Some people may want to argue that Ellen Ripley from Alien or Sarah Connor from Terminator are tougher or more awesome or whatever. To which I can only sigh. Is that how far we have go back to find this kind of female character? Heresy this may be, but I never cared about Alien or Terminator. Alien is too gross for me anyway.

Hey, please share some other great female characters you love.

I’m not interested in getting into a debate about which woman is more kickass. Seriously. I don’t care. But I liked how many women are in Mad Max, and their goal is not love. They’re aren’t jealous of each other. They are not bitchy. They want to be in charge of their own lives, and that is all.
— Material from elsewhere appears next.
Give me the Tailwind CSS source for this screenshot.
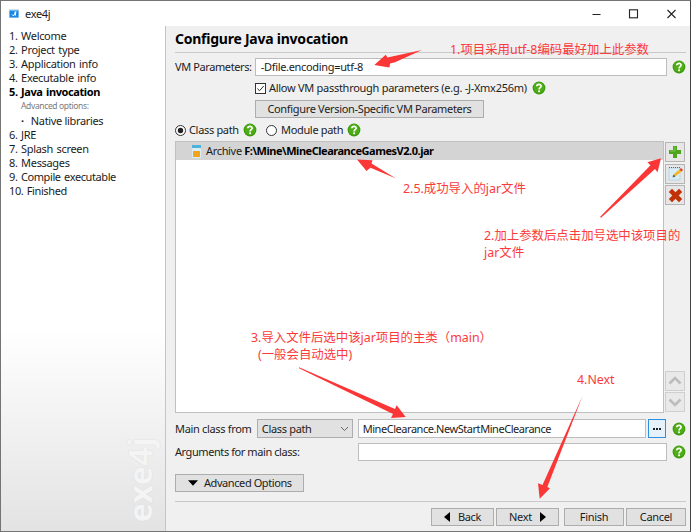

Next week, I think I’ll write about The Wizard of Oz

Thanks for reading.

One thought on “Monday Movie

  1. I did like Ripley & Sarah but you are right, they are so long ago. Not into that type of film any longer. Fury, I have heard the women are awesome. You described it well. Want to see. Saw the earlier Mad Max. Watching films is my pleasure and addiction. The female characters we see now that I am aware of are either going crazy, were crazy or some guys prompt. That is the present state of Hollywood. If you want to see a good female lead you need to go British. Men run the place. Women are trying to make ground to gain some control but it’s going to take the ACLU to try and do something about the shut out of women in power as directors or lead characters or scripts that are approved. I write film reviews as a regular thing for an online Journal. It helps me see the films in a different manner. Analyzing all and everything. The one thing I try not to do is give away the deeper details of the film. I prefer to review a film I highly recommend. It isn’t limiting. Just recently I did review a well known film and for the first time I highly unrecommended it. Hadn’t done that before. It was a film I thought would have promise before I watched it. What a disappointment. Reviews are helpful to me when I choose a film but I don’t often take their advice. I am a rebel like you. If I want to see something I don’t care that someone else doesn’t like it. My tastes are so individual, I usually like what some critics would reject. You have to go on instinct. Thanks for the heads up on Mad Max Fury.